AGS: How do you see the routes of migration that you have undertaken due to your artistic commitments, from Calcutta/Baroda/Ahmedabad/Santiniketan and now Bombay. Do you think the location of an artist significant in the process of art practice?

AS: Well, I strongly believe that even in today’s world, where information is just a click away, still a location for an artist is important. For each specific location defines an artist’s individual sensibility in many ways. Take Sudhir Patwardhan, for example, the way he has portrayed his locale, can only happen when you are constantly reacting to it, and reading it in your own way. As for me, I guess I would not have painted the images that I do, had it not been for my location, my specific background, my process of migration and encounters in this process. Ground realities always define an individual, and in this case, an artist’s sensibility is always moulded by his environment and social spaces. As a migrant to Bombay, I am again confronting the local realities of the city; people are constantly moving, constantly changing their spaces and identifying and assimilating themselves, albeit painfully to a consumerist society. I am fascinated by this human need for ‘shelter’.

I am now in New Bombay, the satellite city, in one of its suburbs, and what intrigues me is the manic building activity, the aspects of ‘shelter’ and ‘security’ that these housing societies provide, the land/builder nexus, the erosion of nature and the extent of migration even within Bombay, people coming to New Bombay from the Western and central suburbs, the mindless consuming and the calculation of status/luxury in square-feet of space. The floating migrant population of the labourers who get subsumed in the tertiary sectors of Mumbai’s economy, the native villagers who are selling off land at exorbitant prices and becoming the ‘new-rich’, the encroachments on productive agricultural/tribal land are all current concerns that I deal with in my works, and my current watercolours such as “Contractions” and “Green Isolation” are representations of such concerns. Here my locale is penetrating into my works. 

AGS: How does memory/personal history work for you in your work? Is memory a cathartic process for you?

AS: Memory becomes a site for location, where current experiences and events trigger some aspects of the past which coalesce in my works, allegorically. In some larger works in acrylic, I have painted myself in a certain context, of putting myself within a larger situation that reflect our times, the changes that I have gone through as a migrant, the assimilation or rejections of language, food, culture and people. Visiting the past is also about dealing with different selves and its inherent conflicts, I guess.

            
AGS: Figuration and the anatomy has been a consistent feature in your work. How would you contextualize your approach to the human body?
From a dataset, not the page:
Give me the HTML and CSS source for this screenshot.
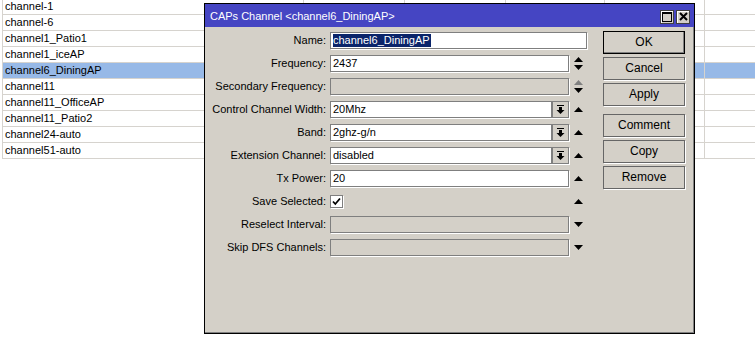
FILE: index.html
```html
<!DOCTYPE html>
<html lang="en">
  <head>
    <meta charset="UTF-8" />
    <title>CAPs Channel</title>
    <link rel="stylesheet" href="styles.css">
  </head>
  <body>
    <div class="list">
      <div class="row"><span class="cell">channel-1</span><span class="cell"></span><span class="cell"></span><span class="cell"></span><span class="cell"></span><span class="cell"></span></div>
      <div class="row"><span class="cell">channel-6</span><span class="cell"></span><span class="cell"></span><span class="cell"></span><span class="cell"></span><span class="cell"></span></div>
      <div class="row"><span class="cell">channel1_Patio1</span><span class="cell"></span><span class="cell"></span><span class="cell"></span><span class="cell"></span><span class="cell"></span></div>
      <div class="row"><span class="cell">channel1_iceAP</span><span class="cell"></span><span class="cell"></span><span class="cell"></span><span class="cell"></span><span class="cell"></span></div>
      <div class="row selected"><span class="cell">channel6_DiningAP</span><span class="cell"></span><span class="cell"></span><span class="cell"></span><span class="cell"></span><span class="cell"></span></div>
      <div class="row"><span class="cell">channel11</span><span class="cell"></span><span class="cell"></span><span class="cell"></span><span class="cell"></span><span class="cell"></span></div>
      <div class="row"><span class="cell">channel11_OfficeAP</span><span class="cell"></span><span class="cell"></span><span class="cell"></span><span class="cell"></span><span class="cell"></span></div>
      <div class="row"><span class="cell">channel11_Patio2</span><span class="cell"></span><span class="cell"></span><span class="cell"></span><span class="cell"></span><span class="cell"></span></div>
      <div class="row"><span class="cell">channel24-auto</span><span class="cell"></span><span class="cell"></span><span class="cell"></span><span class="cell"></span><span class="cell"></span></div>
      <div class="row"><span class="cell">channel51-auto</span><span class="cell"></span><span class="cell"></span><span class="cell"></span><span class="cell"></span><span class="cell"></span></div>
    </div>

    <div class="dialog">
      <div class="titlebar">
        <span class="title">CAPs Channel &lt;channel6_DiningAP&gt;</span>
        <div class="title-buttons">
          <span class="tbtn">
            <svg width="10" height="10" viewBox="0 0 10 10"><rect x="0.5" y="0.5" width="9" height="9" fill="none" stroke="#000"/><rect x="0" y="0" width="10" height="2" fill="#000"/></svg>
          </span>
          <span class="tbtn">
            <svg width="9" height="9" viewBox="0 0 9 9"><path d="M1 1 L8 8 M8 1 L1 8" stroke="#000" stroke-width="2"/></svg>
          </span>
        </div>
      </div>

      <div class="body">
        <div class="form">
          <label>Name:</label>
          <div class="field">
            <div class="input wide"><span class="sel">channel6_DiningAP</span></div>
          </div>

          <label>Frequency:</label>
          <div class="field">
            <div class="input">2437</div>
            <span class="arrow">
              <svg width="9" height="13" viewBox="0 0 9 13"><polygon points="4.5,0 9,5 0,5" fill="#000"/><polygon points="0,8 9,8 4.5,13" fill="#000"/></svg>
            </span>
          </div>

          <label>Secondary Frequency:</label>
          <div class="field">
            <div class="input disabled"></div>
            <span class="arrow">
              <svg width="9" height="13" viewBox="0 0 9 13"><polygon points="4.5,0 9,5 0,5" fill="#808080"/><polygon points="0,8 9,8 4.5,13" fill="#000"/></svg>
            </span>
          </div>

          <label>Control Channel Width:</label>
          <div class="field">
            <div class="input short">20Mhz</div>
            <span class="dropbtn">
              <svg width="9" height="9" viewBox="0 0 9 9"><rect x="1" y="0" width="7" height="1" fill="#000"/><rect x="3" y="2" width="3" height="3" fill="#000"/><polygon points="0.5,5 8.5,5 4.5,9" fill="#000"/></svg>
            </span>
            <span class="arrow">
              <svg width="9" height="5" viewBox="0 0 9 5"><polygon points="4.5,0 9,5 0,5" fill="#000"/></svg>
            </span>
          </div>

          <label>Band:</label>
          <div class="field">
            <div class="input short">2ghz-g/n</div>
            <span class="dropbtn">
              <svg width="9" height="9" viewBox="0 0 9 9"><rect x="1" y="0" width="7" height="1" fill="#000"/><rect x="3" y="2" width="3" height="3" fill="#000"/><polygon points="0.5,5 8.5,5 4.5,9" fill="#000"/></svg>
            </span>
            <span class="arrow">
              <svg width="9" height="5" viewBox="0 0 9 5"><polygon points="4.5,0 9,5 0,5" fill="#000"/></svg>
            </span>
          </div>

          <label>Extension Channel:</label>
          <div class="field">
            <div class="input short">disabled</div>
            <span class="dropbtn">
              <svg width="9" height="9" viewBox="0 0 9 9"><rect x="1" y="0" width="7" height="1" fill="#000"/><rect x="3" y="2" width="3" height="3" fill="#000"/><polygon points="0.5,5 8.5,5 4.5,9" fill="#000"/></svg>
            </span>
            <span class="arrow">
              <svg width="9" height="5" viewBox="0 0 9 5"><polygon points="4.5,0 9,5 0,5" fill="#000"/></svg>
            </span>
          </div>

          <label>Tx Power:</label>
          <div class="field">
            <div class="input">20</div>
            <span class="arrow">
              <svg width="9" height="5" viewBox="0 0 9 5"><polygon points="4.5,0 9,5 0,5" fill="#000"/></svg>
            </span>
          </div>

          <label>Save Selected:</label>
          <div class="field">
            <span class="checkbox">
              <svg width="11" height="11" viewBox="0 0 11 11"><path d="M2 5.5 L4.3 8 L9 2.5" fill="none" stroke="#000" stroke-width="1.8"/></svg>
            </span>
            <span class="spacer"></span>
            <span class="arrow">
              <svg width="9" height="5" viewBox="0 0 9 5"><polygon points="4.5,0 9,5 0,5" fill="#000"/></svg>
            </span>
          </div>

          <label>Reselect Interval:</label>
          <div class="field">
            <div class="input disabled"></div>
            <span class="arrow">
              <svg width="9" height="5" viewBox="0 0 9 5"><polygon points="0,0 9,0 4.5,5" fill="#000"/></svg>
            </span>
          </div>

          <label>Skip DFS Channels:</label>
          <div class="field">
            <div class="input disabled"></div>
            <span class="arrow">
              <svg width="9" height="5" viewBox="0 0 9 5"><polygon points="0,0 9,0 4.5,5" fill="#000"/></svg>
            </span>
          </div>
        </div>

        <div class="buttons">
          <div class="btn default">OK</div>
          <div class="btn">Cancel</div>
          <div class="btn">Apply</div>
          <div class="btn group">Comment</div>
          <div class="btn">Copy</div>
          <div class="btn">Remove</div>
        </div>
      </div>
    </div>
  </body>
</html>
```

FILE: styles.css
```css
* {
  margin: 0;
  padding: 0;
  box-sizing: border-box;
}

body {
  background: #ffffff;
  font-family: "Liberation Sans", Arial, sans-serif;
  font-size: 11px;
  color: #000;
  width: 755px;
  height: 343px;
  overflow: hidden;
  position: relative;
}

/* background list */
.list {
  margin: -1px 0 0 2px;
  border-left: 1px solid #d6d3ce;
}

.row {
  display: grid;
  grid-template-columns: 301px 101px 101px 99px 100px 1fr;
  height: 16px;
  border-bottom: 1px solid #d6d3ce;
}

.cell {
  border-right: 1px solid #d6d3ce;
  padding-left: 2px;
  line-height: 15px;
  white-space: nowrap;
}

.cell:last-child {
  border-right: none;
}

.row.selected {
  background: #97b9e7;
}

/* dialog window */
.dialog {
  position: absolute;
  left: 204px;
  top: 3px;
  width: 491px;
  height: 331px;
  background: #d4d0c8;
  border: 1px solid #000;
  box-shadow: inset -1px -1px 0 #808080;
}

.titlebar {
  height: 23px;
  background: #4545c3;
  display: flex;
  align-items: center;
  justify-content: space-between;
  padding: 0 4px 0 5px;
}

.title {
  color: #fff;
  font-size: 11px;
}

.title-buttons {
  display: flex;
  gap: 2px;
  margin-top: 2px;
}

.tbtn {
  width: 14px;
  height: 14px;
  background: #d4d0c8;
  border: 1px solid #404040;
  box-shadow: inset 1px 1px 0 #fff;
  display: flex;
  align-items: center;
  justify-content: center;
}

.body {
  display: flex;
  padding: 4px 8px 0 0;
}

.form {
  display: grid;
  grid-template-columns: 121px 257px;
  grid-auto-rows: 17px;
  column-gap: 4px;
  row-gap: 6px;
  padding-top: 1px;
}

.form label {
  text-align: right;
  line-height: 17px;
  white-space: nowrap;
}

.field {
  display: flex;
  align-items: center;
}

.input {
  width: 239px;
  height: 17px;
  background: #fff;
  border: 1px solid #7f7f7f;
  box-shadow: 1px 1px 0 #fff;
  padding-left: 2px;
  line-height: 15px;
  white-space: nowrap;
}

.input.wide {
  width: 257px;
}

.input.short {
  width: 222px;
}

.input.disabled {
  background: #d4d0c8;
}

.sel {
  background: #0a246a;
  color: #fff;
  padding: 0 1px 1px 0;
}

.dropbtn {
  width: 17px;
  height: 17px;
  border: 1px solid #7f7f7f;
  box-shadow: 1px 1px 0 #fff;
  display: flex;
  align-items: center;
  justify-content: center;
}

.arrow {
  width: 18px;
  display: flex;
  justify-content: center;
  padding-left: 1px;
}

.checkbox {
  width: 13px;
  height: 13px;
  background: #fff;
  border: 1px solid #7f7f7f;
  box-shadow: 1px 1px 0 #fff;
  display: flex;
  align-items: center;
  justify-content: center;
}

.spacer {
  width: 226px;
}

.buttons {
  margin-left: 16px;
  width: 82px;
  display: flex;
  flex-direction: column;
  gap: 3px;
}

.btn {
  height: 23px;
  border: 1px solid #666;
  box-shadow: 1px 1px 0 #fff;
  text-align: center;
  line-height: 21px;
  font-size: 12px;
}

.btn.default {
  border-color: #000;
  box-shadow: inset -1px -1px 0 #808080;
}

.btn.group {
  margin-top: 5px;
}
```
AS: Yes, the human figure is consistent in my work. It is a site of experience for me, the site to study myself, where marks of the passage of time and our immediate realities interact. To internalize any experience happens through the body. The nuances of the figuration and the stories it can tell has always appealed to me. But you can also see the same approach in the objects/animals that I portray in my work. Like the human figure which carries a particular history, each object also has its own history. If I am representing a body of a particular class, I will go out and look for that kind of a body, take a photograph, draw it in lines that carry its stories. It may take days for the transference from reality to a visual representation, but the expressive dialogue is important for me. 

 

AGS: Your sources of your work have been variable, from photographs, news-paper clippings, television, and art historical images, including the Internet, which are public images.

AS: I would say that the Internet is my sketch-book. I also go out and take photographs, from which I draw, but for me, the act of painting the image is very important. There is the process of selection and rejection, these public images are representations of our times, and the information age brings the world to our homes. So while my immediate context is important, I do make use of these public images to articulate issues that concern me, both as an individual and as an artist.

           
AGS: You often articulate the issues of space and identity in your works. In what sense do you approach these issues?

AS: Space and Identity become important to me, because of my history as a migrant. The sense the alienation that one feels, in terms of language, life-style, mobility and adjustments is all related to the changes in the self and the body. The themes of my work are not always pre-determined, they emerge out my everyday interactions with events. For example, the recent happenings in Baroda raised the questions of my identity as an artist, and the question of social security, and our sense of belongingness in the larger community. It is not one kind of identity, we carry several identities, I deal with questions of belongingness in various ways in my works, from the personal to the larger social system.

 

AGS: You have worked on both large-sized canvases in acrylic and intimate watercolours, as you are doing currently. I am especially interested in these small watercolours, for the shift in imagery which articulates your immediate concerns in a surreal way.

AS: The surreal aspect that you notice, I would call it a kind of abstract realism. I am enjoying the accidental possibilities that watercolour as a medium offers, the conversations of water, paper and paint, which may create further possibilities for my works on canvas. Sometimes forms emerge from the paper itself, though I refer from photographs and the Internet, the compositional scheme interacts with the skin/paper, and also the smaller size makes the whole experience very intimate, the impressions that social events leave, whether pleasant or pathetic or imposing becomes part of my process. For example, constantly seeing a cement-mixer in my vicinity, its sounds drowning out the sounds of nature, the intrusive skyscrapers that are an eye-sore, the structural versus the organic gave birth to the work “Contractions”, where the colour green becomes a part of the machine, aspects of horse-power/man-power/machine power are explored along with the sudden insertion of Piet Mondrain’s portrait and his abstract structures, interweaving images that might not have direct links but impact each other in various ways. The watercolour “Skin Evolution” deals with social insecurities, linked to with the happenings in Baroda. The houses on the back of the cow are representative of the community (an extract of Gulammohammed’s painting), brings in communal issues of times. So various concerns are narrated in a surreal way, where the dreams are only metaphors of our realities.